- _Problem details_: Drop the pictures, then extract the listing word for word.

***** Dataset content *****

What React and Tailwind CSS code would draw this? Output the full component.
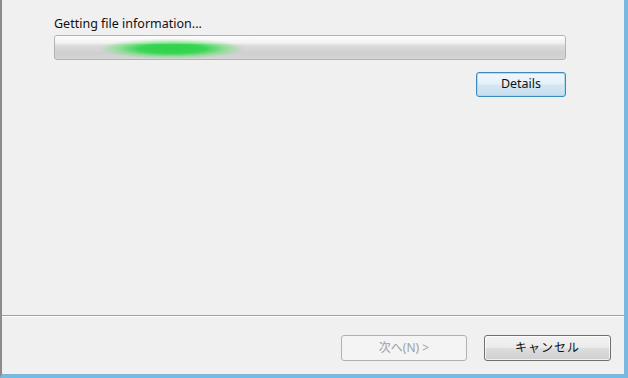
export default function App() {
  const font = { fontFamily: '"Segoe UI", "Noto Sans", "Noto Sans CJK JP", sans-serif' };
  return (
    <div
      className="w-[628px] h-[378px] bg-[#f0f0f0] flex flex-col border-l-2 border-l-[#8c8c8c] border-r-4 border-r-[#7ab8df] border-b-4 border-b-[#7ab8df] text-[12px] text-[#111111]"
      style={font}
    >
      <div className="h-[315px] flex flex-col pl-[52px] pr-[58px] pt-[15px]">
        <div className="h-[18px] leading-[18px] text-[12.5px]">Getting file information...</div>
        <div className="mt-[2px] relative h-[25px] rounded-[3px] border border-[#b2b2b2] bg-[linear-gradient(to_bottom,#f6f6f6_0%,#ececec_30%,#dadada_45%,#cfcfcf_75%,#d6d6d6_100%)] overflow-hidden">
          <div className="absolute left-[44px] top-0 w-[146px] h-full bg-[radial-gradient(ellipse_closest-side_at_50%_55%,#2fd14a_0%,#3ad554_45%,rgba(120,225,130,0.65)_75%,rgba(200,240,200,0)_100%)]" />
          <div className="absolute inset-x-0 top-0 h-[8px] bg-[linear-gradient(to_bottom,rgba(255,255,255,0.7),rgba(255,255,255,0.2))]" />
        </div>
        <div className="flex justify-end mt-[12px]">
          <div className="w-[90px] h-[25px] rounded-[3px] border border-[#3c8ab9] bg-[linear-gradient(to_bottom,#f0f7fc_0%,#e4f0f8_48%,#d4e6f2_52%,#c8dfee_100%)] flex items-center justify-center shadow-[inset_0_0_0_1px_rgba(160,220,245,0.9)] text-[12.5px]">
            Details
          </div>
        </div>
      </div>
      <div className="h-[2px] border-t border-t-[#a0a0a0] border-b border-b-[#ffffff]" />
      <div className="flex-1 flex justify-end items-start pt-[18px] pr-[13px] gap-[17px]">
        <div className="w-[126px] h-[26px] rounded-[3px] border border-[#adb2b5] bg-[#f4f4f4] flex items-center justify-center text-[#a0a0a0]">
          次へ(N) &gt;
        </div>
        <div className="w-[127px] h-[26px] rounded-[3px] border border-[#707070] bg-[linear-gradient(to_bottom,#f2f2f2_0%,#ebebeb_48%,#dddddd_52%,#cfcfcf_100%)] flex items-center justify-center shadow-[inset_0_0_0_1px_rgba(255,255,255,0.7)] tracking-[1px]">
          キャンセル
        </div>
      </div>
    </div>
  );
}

*****

- _Task response_:
What React and Tailwind CSS code would draw this? Output the full component.
export default function App() {
  const font = { fontFamily: '"Segoe UI", "Noto Sans", "Noto Sans CJK JP", sans-serif' };
  return (
    <div
      className="w-[628px] h-[378px] bg-[#f0f0f0] flex flex-col border-l-2 border-l-[#8c8c8c] border-r-4 border-r-[#7ab8df] border-b-4 border-b-[#7ab8df] text-[12px] text-[#111111]"
      style={font}
    >
      <div className="h-[315px] flex flex-col pl-[52px] pr-[58px] pt-[15px]">
        <div className="h-[18px] leading-[18px] text-[12.5px]">Getting file information...</div>
        <div className="mt-[2px] relative h-[25px] rounded-[3px] border border-[#b2b2b2] bg-[linear-gradient(to_bottom,#f6f6f6_0%,#ececec_30%,#dadada_45%,#cfcfcf_75%,#d6d6d6_100%)] overflow-hidden">
          <div className="absolute left-[44px] top-0 w-[146px] h-full bg-[radial-gradient(ellipse_closest-side_at_50%_55%,#2fd14a_0%,#3ad554_45%,rgba(120,225,130,0.65)_75%,rgba(200,240,200,0)_100%)]" />
          <div className="absolute inset-x-0 top-0 h-[8px] bg-[linear-gradient(to_bottom,rgba(255,255,255,0.7),rgba(255,255,255,0.2))]" />
        </div>
        <div className="flex justify-end mt-[12px]">
          <div className="w-[90px] h-[25px] rounded-[3px] border border-[#3c8ab9] bg-[linear-gradient(to_bottom,#f0f7fc_0%,#e4f0f8_48%,#d4e6f2_52%,#c8dfee_100%)] flex items-center justify-center shadow-[inset_0_0_0_1px_rgba(160,220,245,0.9)] text-[12.5px]">
            Details
          </div>
        </div>
      </div>
      <div className="h-[2px] border-t border-t-[#a0a0a0] border-b border-b-[#ffffff]" />
      <div className="flex-1 flex justify-end items-start pt-[18px] pr-[13px] gap-[17px]">
        <div className="w-[126px] h-[26px] rounded-[3px] border border-[#adb2b5] bg-[#f4f4f4] flex items-center justify-center text-[#a0a0a0]">
          次へ(N) &gt;
        </div>
        <div className="w-[127px] h-[26px] rounded-[3px] border border-[#707070] bg-[linear-gradient(to_bottom,#f2f2f2_0%,#ebebeb_48%,#dddddd_52%,#cfcfcf_100%)] flex items-center justify-center shadow-[inset_0_0_0_1px_rgba(255,255,255,0.7)] tracking-[1px]">
          キャンセル
        </div>
      </div>
    </div>
  );
}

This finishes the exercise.